[PD] Am I alone?

ailo ailo.at at gmail.com
Sun Jan 30 20:25:08 CET 2011

On 01/30/2011 04:21 PM, Mathieu Bouchard wrote:
> On Sun, 30 Jan 2011, ailo wrote:
>> There's so many cases where these questions can never be generalized,
>> so I find it's pretty much impossible to discuss music in a general
>> fashion.
> Ok, let's say I follow all the links posted on a mailing-list, and all I
> find are tracks in which I want to fast-forward through the seemingly
> randomly-arranged noises until I get to the beginning of the «real
> stuff», and eventually I can't fast-forward anymore because I'm already
> at the end. What do you call this ? When is one allowed to generalise ?
> (btw obviously I'm not talking about pd-list !)
>> Can we even define what music is?
> Depends on the level on which you expect to define it. You'd have more
> chances if you try to define it on a sociological/psychological level.
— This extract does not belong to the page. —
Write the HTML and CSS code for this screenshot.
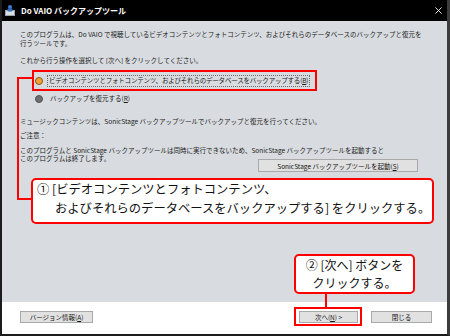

I guess what I meant was, can we define music generally so that everyone
can agree on what is the definition of music?
I know I can generalize for myself, but I think I can't do it for
everyone else.
I suppose people like to avoid it mostly because it can discourage
people to do their own thing. So, maybe that's why many of us would
rather not generalize. Maybe there's no other reason to avoid it?

If we need to do it for a specific practical purpose, then we have no
choice. That goes for the work of an individual as well as a group.
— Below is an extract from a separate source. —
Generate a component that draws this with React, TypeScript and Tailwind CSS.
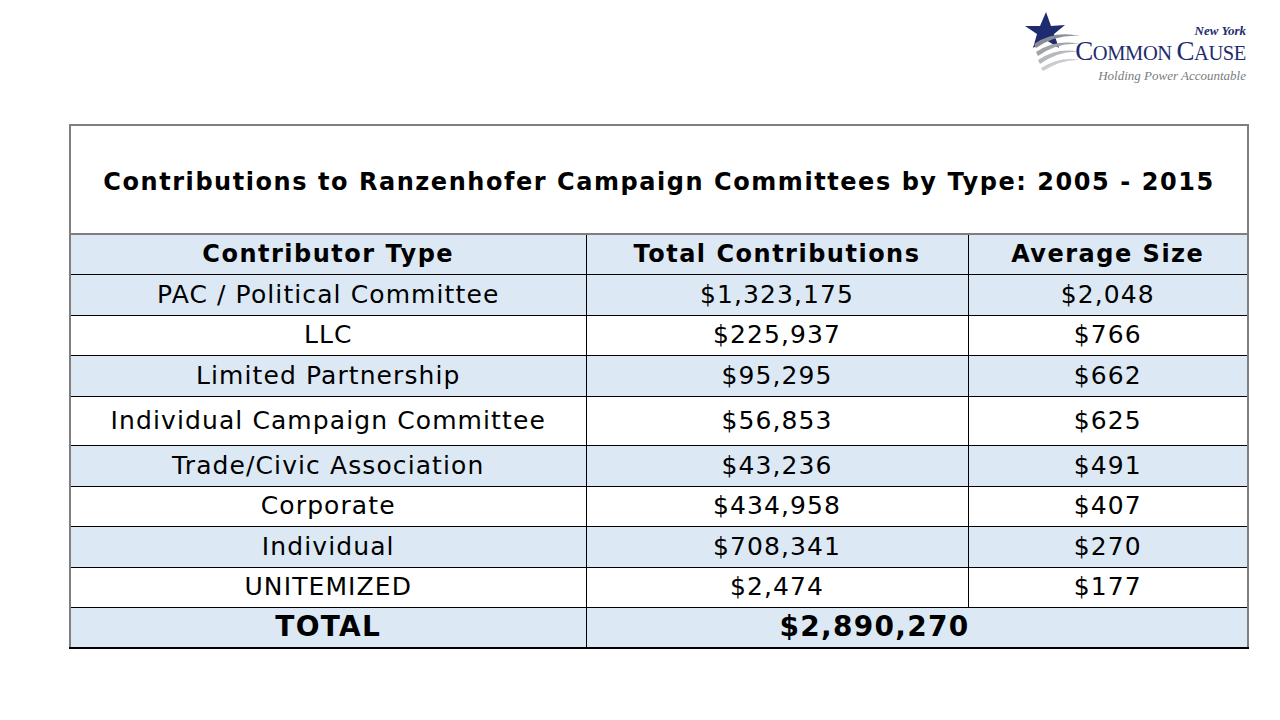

>> I think it's ok to have a personal moral view of what music should or
>> should not be. For me, when you have a sense of what is right and wrong
>> in music, that is a sort of morality.
> That's usually called beauty, ugliness and æsthetics, though otoh lyrics
> could be subjected to the same judgements of morality as books do.

Words like beauty and ugliness are commonly used. When we say, I like
ugly things, does that make these things wrong? No. We can also choose
to do something because it's pretty and feels wrong.
That is why I choose to use the word morality. When one decides what to
use in music, or decides not to decide, or whatever, it is based on a
sense of right and wrong. It could feel right one moment, and wrong the
next, but it's always a part of our evaluating process.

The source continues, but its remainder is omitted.